In‐Plane 2H‐1T′ MoTe 2 Homojunctions Synthesized by Flux‐Controlled Phase Engineering

The fabrication of in‐plane 2H‐1T′ MoTe 2 homojunctions by the flux‐controlled, phase‐engineering of few‐layer MoTe 2 from Mo nanoislands is reported. The phase of few‐layer MoTe 2 is controlled by simply changing Te atomic flux controlled by the temperature of the reaction vessel. Few‐layer 2H MoTe 2 is formed with high Te flux, while few‐layer 1T′ MoTe 2 is obtained with low Te flux.

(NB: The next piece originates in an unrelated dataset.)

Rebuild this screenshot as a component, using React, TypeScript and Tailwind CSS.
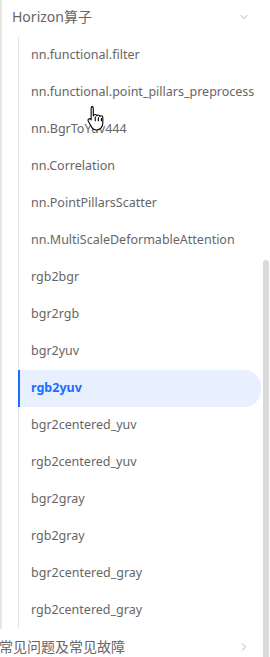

With medium flux, few‐layer in‐plane 2H‐1T′ MoTe 2 homojunctions are synthesized. As‐synthesized MoTe 2 is characterized by Raman spectroscopy and X‐ray photoelectron spectroscopy. Kelvin probe force microscopy and Raman mapping confirm that in‐plane 2H‐1T′ MoTe 2 homojunctions have abrupt interfaces between 2H and 1T′ MoTe 2 domains, possessing a potential difference of about 100 mV. It is further shown that this method can be extended to create patterned metal–semiconductor junctions in MoTe 2 in a two‐step lithographic synthesis. The flux‐controlled phase engineering method could be utilized for the large‐scale controlled fabrication of 2D metal–semiconductor junctions for next‐generation electronic and optoelectronic devices.